Desde 24 de Fevereiro que a guerra na Ucrânia marca presença diária nos nossos telejornais mas, como ponto prévio, convém lembrar que o confronto com o vizinho russo já dura há oito anos. Ao longo desse tempo, Anton Shebetko, artista natural de Kiev estabelecido em Amesterdão, tem documentado histórias de pessoas queer ucranianas, quer no seu país natal quer nos destinos de acolhimento por toda a Europa. É autor do livro “A Very Brief and Subjective Queer History of Ukraine”, onde entrelaça a sua fotografia com entrevistas, ensaios e reflexões sobre a difícil mas progressiva conquista de direitos pelo activismo LGBTQ+ na era pós-soviética. A resistência ao invasor, conta-nos, trava-se não só pela independência de um país soberano mas também pela defesa dessas conquistas, que o estado russo vê como uma importação inaceitável do decadentismo ocidental.
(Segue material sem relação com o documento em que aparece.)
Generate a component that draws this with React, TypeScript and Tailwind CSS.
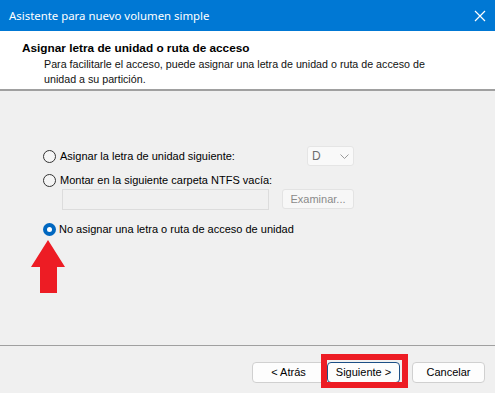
import React from "react";

const font = { fontFamily: '"Liberation Sans", Arial, sans-serif' };

function Radio({ checked }: { checked?: boolean }) {
  if (checked) {
    return (
      <span className="w-[13px] h-[13px] rounded-full bg-[#0067c0] flex items-center justify-center shrink-0">
        <span className="w-[5px] h-[5px] rounded-full bg-white" />
      </span>
    );
  }
  return <span className="w-[13px] h-[13px] rounded-full border border-[#333] bg-[#f5f5f5] shrink-0" />;
}

export default function App() {
  return (
    <div className="w-[495px] h-[393px] flex flex-col bg-[#f0f0f0] relative overflow-hidden text-[#000]" style={font}>
      <div className="h-[31px] bg-[#0078d4] flex items-center justify-between pl-[9px] pr-[7px] shrink-0">
        <span className="text-white text-[11.4px]" style={{ fontFamily: '"Noto Sans", "Open Sans", sans-serif' }}>Asistente para nuevo volumen simple</span>
        <svg width="12" height="12" viewBox="0 0 12 12" className="mr-[2px]">
          <path d="M1 1 L11 11 M11 1 L1 11" stroke="white" strokeWidth="1.2" />
        </svg>
      </div>
      <div className="h-[60px] bg-white border-b-[2px] border-[#a0a0a0] shrink-0 pl-[22px] pt-[10px]">
        <div className="text-[11.8px] font-bold leading-[14px]">Asignar letra de unidad o ruta de acceso</div>
        <div className="pl-[22px] text-[10.7px] leading-[15px] mt-[2px] text-[#111]">
          Para facilitarle el acceso, puede asignar una letra de unidad o ruta de acceso de<br />unidad a su partición.
        </div>
      </div>
      <div className="h-[255px] shrink-0 border-b border-[#a0a0a0] pl-[43px] pt-[55px] text-[11px]">
        <div className="w-[311px] h-[20px] flex items-center justify-between">
          <div className="flex items-center gap-[4px]">
            <Radio />
            <span>Asignar la letra de unidad siguiente:</span>
          </div>
          <div className="w-[47px] h-[20px] bg-[#f9f9f9] border border-[#e5e5e5] rounded-[3px] flex items-center justify-between px-[4px] text-[#6d6d6d]">
            <span className="text-[12px]">D</span>
            <svg width="9" height="5" viewBox="0 0 9 5"><path d="M0.5 0.5 L4.5 4.5 L8.5 0.5" stroke="#9a9a9a" fill="none" /></svg>
          </div>
        </div>
        <div className="h-[20px] mt-[4px] flex items-center gap-[4px]">
          <Radio />
          <span>Montar en la siguiente carpeta NTFS vacía:</span>
        </div>
        <div className="w-[311px] mt-[-1px] flex items-start justify-between pl-[19px]">
          <div className="w-[207px] h-[21px] border border-[#dcdcdc] bg-[#f0f0f0]" />
          <div className="w-[72px] h-[20px] border border-[#e3e3e3] bg-[#f7f7f7] rounded-[3px] flex items-center justify-center text-[#8a8a8a]">Examinar...</div>
        </div>
        <div className="h-[20px] mt-[9px] flex items-center gap-[3px]">
          <Radio checked />
          <span>No asignar una letra o ruta de acceso de unidad</span>
        </div>
      </div>
      <div className="flex-1 flex items-start justify-end pr-[10px] pt-[16px] text-[11px]">
        <div className="w-[73px] h-[21px] bg-[#fdfdfd] border border-[#d0d0d0] rounded-[4px] flex items-center justify-center">&lt; Atrás</div>
        <div className="w-[73px] h-[21px] ml-[2px] bg-[#fdfdfd] border border-[#1c4f86] rounded-[4px] flex items-center justify-center">Siguiente &gt;</div>
        <div className="w-[73px] h-[21px] ml-[12px] bg-[#fdfdfd] border border-[#d0d0d0] rounded-[4px] flex items-center justify-center">Cancelar</div>
      </div>
      {/* red highlight box */}
      <div className="absolute left-[321px] top-[354px] w-[87px] h-[34px] border-[6px] border-[#ed1c24]" />
      {/* red arrow */}
      <svg className="absolute left-[31px] top-[240px]" width="34" height="54" viewBox="0 0 34 54">
        <path d="M17 0 L34 27 L26 27 L26 53 L9 53 L9 27 L0 27 Z" fill="#ed1c24" />
      </svg>
    </div>
  );
}
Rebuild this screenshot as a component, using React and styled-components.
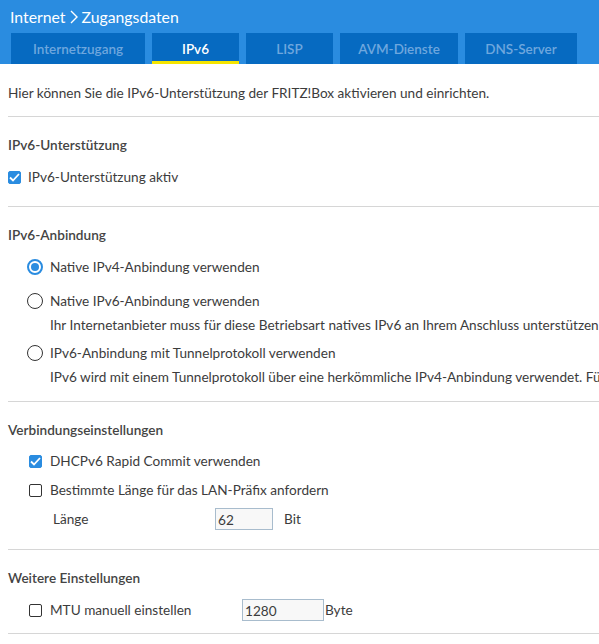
import React, { useState } from 'react';
import styled, { createGlobalStyle } from 'styled-components';

const GlobalStyle = createGlobalStyle`
  html, body {
    margin: 0;
    padding: 0;
    background: #fff;
  }
  body {
    font-family: Lato, "Noto Sans", sans-serif;
    color: #3c3c3c;
    overflow: hidden;
  }
`;

const Page = styled.div`
  width: 599px;
  overflow: hidden;
`;

const Header = styled.header`
  background: #2a8ce0;
  padding: 0 0 0 10px;
`;

const Breadcrumb = styled.h1`
  margin: 0;
  height: 33px;
  display: flex;
  align-items: center;
  gap: 4px;
  font-size: 15.8px;
  font-weight: 400;
  color: #fff;
`;

const TabBar = styled.nav`
  display: flex;
  gap: 7px;
  margin-left: 1px;
`;

const Tab = styled.button`
  width: ${(p) => p.$width}px;
  height: 31px;
  border: none;
  border-bottom: 3px solid ${(p) => (p.$active ? '#f5e500' : 'transparent')};
  padding: 3px 0 0;
  background: #066ac1;
  color: ${(p) => (p.$active ? '#fff' : '#6ea7de')};
  font-family: inherit;
  font-size: 13.5px;
  font-weight: 600;
  cursor: pointer;
`;

const Intro = styled.p`
  margin: 19px 0 13px 8px;
  line-height: 20px;
  font-size: 13.6px;
  white-space: nowrap;
`;

const Section = styled.section`
  border-top: 1px solid #d6d6d6;
  margin-left: 8px;
  padding: 18px 0 ${(p) => p.$bottom}px;
`;

const Heading = styled.h2`
  margin: 0 0 ${(p) => p.$after}px;
  line-height: 20px;
  font-size: 13.6px;
  font-weight: 600;
  color: #444;
`;

const Option = styled.label`
  display: flex;
  align-items: center;
  gap: 7px;
  height: 20px;
  width: ${(p) => (p.$width ? `${p.$width}px` : 'auto')};
  box-sizing: border-box;
  margin: ${(p) => p.$top || 0}px 0 0 ${(p) => p.$indent || 0}px;
  font-size: 13.6px;
  white-space: nowrap;
  flex-shrink: 0;
  cursor: pointer;
`;

const Slot = styled.span`
  width: 16px;
  display: flex;
  justify-content: center;
  flex-shrink: 0;
`;

const Box = styled.span`
  width: 13px;
  height: 13px;
  box-sizing: border-box;
  border-radius: 2px;
  border: 1px solid ${(p) => (p.$on ? '#2a8ce0' : '#333')};
  background: ${(p) => (p.$on ? '#2a8ce0' : '#fff')};
  display: flex;
  align-items: center;
  justify-content: center;
  flex-shrink: 0;
`;

const Radio = styled.span`
  width: 16px;
  height: 16px;
  box-sizing: border-box;
  border-radius: 50%;
  border: ${(p) => (p.$on ? '2px solid #2a8ce0' : '1.5px solid #333')};
  display: flex;
  align-items: center;
  justify-content: center;
  flex-shrink: 0;

  &::after {
    content: '';
    width: 8px;
    height: 8px;
    border-radius: 50%;
    background: ${(p) => (p.$on ? '#2a8ce0' : 'transparent')};
  }
`;

const Hint = styled.div`
  margin: ${(p) => p.$top}px 0 0 42px;
  line-height: 20px;
  font-size: 13.6px;
  white-space: nowrap;
`;

const FieldRow = styled.div`
  display: flex;
  align-items: center;
  height: 22px;
  margin-top: ${(p) => p.$top}px;
  font-size: 13.6px;
  white-space: nowrap;
`;

const FieldLabel = styled.span`
  width: ${(p) => p.$width}px;
  padding-left: ${(p) => p.$indent}px;
  box-sizing: border-box;
  flex-shrink: 0;
`;

const NumberInput = styled.input`
  width: ${(p) => p.$width}px;
  height: 22px;
  box-sizing: border-box;
  border: 1px solid #a8bccd;
  background: #f8f8f8;
  padding: 2px 2px 0;
  margin: 0 ${(p) => p.$gap}px 0 0;
  font-family: inherit;
  font-size: 13.6px;
  color: #3c3c3c;
  flex-shrink: 0;
`;

const Chevron = () => (
  <svg width="8" height="14" viewBox="0 0 8 14">
    <path d="M1 1l6 6-6 6" fill="none" stroke="#fff" strokeWidth="1.4" />
  </svg>
);

const Check = ({ checked }) => (
  <Box $on={checked}>
    {checked && (
      <svg width="11" height="9" viewBox="0 0 11 9">
        <path d="M1 4.5l3 3L10 1" fill="none" stroke="#fff" strokeWidth="1.8" />
      </svg>
    )}
  </Box>
);

const tabs = [
  { label: 'Internetzugang', width: 134 },
  { label: 'IPv6', width: 87 },
  { label: 'LISP', width: 87 },
  { label: 'AVM-Dienste', width: 118 },
  { label: 'DNS-Server', width: 112 },
];

const modes = [
  { id: 'v4', label: 'Native IPv4-Anbindung verwenden' },
  {
    id: 'v6',
    label: 'Native IPv6-Anbindung verwenden',
    hint: 'Ihr Internetanbieter muss für diese Betriebsart natives IPv6 an Ihrem Anschluss unterstützen.',
  },
  {
    id: 'tunnel',
    label: 'IPv6-Anbindung mit Tunnelprotokoll verwenden',
    hint: 'IPv6 wird mit einem Tunnelprotokoll über eine herkömmliche IPv4-Anbindung verwendet. Für die Nutzung',
  },
];

export default function App() {
  const [tab, setTab] = useState('IPv6');
  const [mode, setMode] = useState('v4');

  return (
    <Page>
      <GlobalStyle />
      <Header>
        <Breadcrumb>
          Internet <Chevron /> Zugangsdaten
        </Breadcrumb>
        <TabBar>
          {tabs.map((t) => (
            <Tab key={t.label} $width={t.width} $active={tab === t.label} onClick={() => setTab(t.label)}>
              {t.label}
            </Tab>
          ))}
        </TabBar>
      </Header>

      <Intro>Hier können Sie die IPv6-Unterstützung der FRITZ!Box aktivieren und einrichten.</Intro>

      <Section $bottom={19}>
        <Heading $after={12}>IPv6-Unterstützung</Heading>
        <Option>
          <Check checked />
          IPv6-Unterstützung aktiv
        </Option>
      </Section>

      <Section $bottom={14}>
        <Heading $after={12}>IPv6-Anbindung</Heading>
        {modes.map((m, i) => (
          <React.Fragment key={m.id}>
            <Option $indent={19} $top={i === 0 ? 0 : i === 1 ? 14 : 8} onClick={() => setMode(m.id)}>
              <Slot>
                <Radio $on={mode === m.id} />
              </Slot>
              {m.label}
            </Option>
            {m.hint && <Hint $top={4}>{m.hint}</Hint>}
          </React.Fragment>
        ))}
      </Section>

      <Section $bottom={19}>
        <Heading $after={11}>Verbindungseinstellungen</Heading>
        <Option $indent={19}>
          <Slot>
            <Check checked />
          </Slot>
          DHCPv6 Rapid Commit verwenden
        </Option>
        <Option $indent={19} $top={9}>
          <Slot>
            <Check />
          </Slot>
          Bestimmte Länge für das LAN-Präfix anfordern
        </Option>
        <FieldRow $top={8}>
          <FieldLabel $indent={45} $width={207}>Länge</FieldLabel>
          <NumberInput $width={58} $gap={11} defaultValue="62" />
          Bit
        </FieldRow>
      </Section>

      <Section $bottom={12}>
        <Heading $after={11}>Weitere Einstellungen</Heading>
        <FieldRow $top={0}>
          <Option $indent={19} $width={215}>
            <Slot>
              <Check />
            </Slot>
            MTU manuell einstellen
          </Option>
          <NumberInput $width={82} $gap={1} defaultValue="1280" />
          Byte
        </FieldRow>
      </Section>
      <Section $bottom={0} />
    </Page>
  );
}
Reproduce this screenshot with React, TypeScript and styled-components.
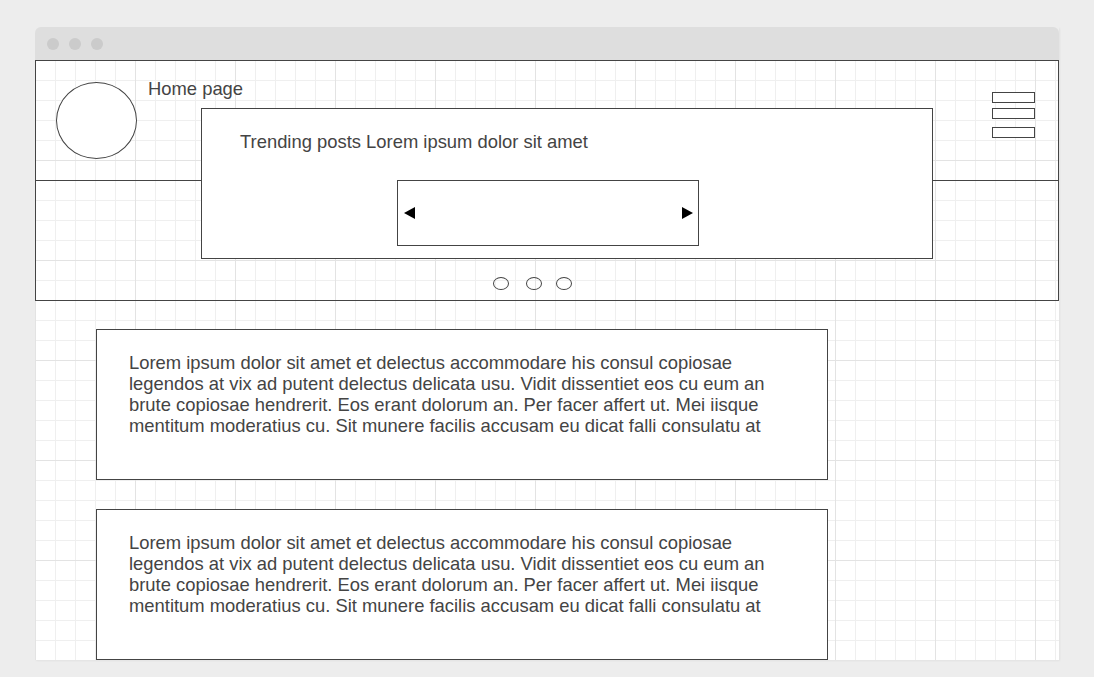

Em “Simeiz”, um dos projectos agora expostos, Shebetko narra os últimos anos de liberdade de uma vila costeira da Crimeia que, de praia de nudismo frequentada por alguns homossexuais em meados do século passado, se converteu numa pequena Mykonos do Mar Negro, um refúgio de aceitação sexual cercado por regimes onde a intolerância tem força de lei. Durante o seu apogeu, no início dos anos 2000, Simeiz tornou-se um ponto de encontro para russos, ucranianos, bielorussos, checos, mais de 30 mil em certas temporadas. A anexação da Crimeia em 2014 ditou o fim desse oásis de liberdade, um paraíso perdido que ainda podemos testemunhar através da lente e das palavras do artista. 

Anton Shebetko porto okna

A escolha do povo ucraniano por um caminho de aproximação à União Europeia ficou demonstrada na Revolução de Euromaidan. Para a comunidade LGBTQ+, este rumo era sinónimo de mais direitos civis. A vida na “Gayrope”, termo então vulgarizado, tornou-se um ideal para a Ucrânia queer. O início da guerra atirou muitas dessas pessoas para as cidades da Europa ocidental, onde a realidade se impôs e desfez a visão idílica. Shebetko conta que não foi em Kiev, mas em Bruxelas, que pela primeira vez foi vítima de um ataque homofóbico. Em “To Know us Better”, retrata as vivências dessa diáspora queer espalhada pela Europa, uma comunidade de expatriados que anseia regressar ao seu país e relançar o caminho de conquistas prosseguido nos últimos anos. No âmbito deste projecto, ainda em curso, o artista publicou recentemente um apelo à participação de pessoas LGBTQ+ ucranianas residentes em Portugal. 

 

Os temas abordados por Anton Shebetko não se esgotam nesta exposição e podem ser explorados no seu site. Em contexto de guerra, o trabalho de representação da comunidade queer ucraniana, duplamente ameaçada pelo inimigo externo e pela LGBTQfobia nacional e estrangeira, assume aqui a força de uma etnografia militante, em que a humanização pela imagem é a principal arma contra a intolerância e a invisibilidade. A revisitação da memória recente, em vez de tomar forma de lamento, é invocada como manifesto de defesa e de prevenção de novas perdas. Subjaz a todo o trabalho a esperança no regresso a uma Ucrânia em paz e livre.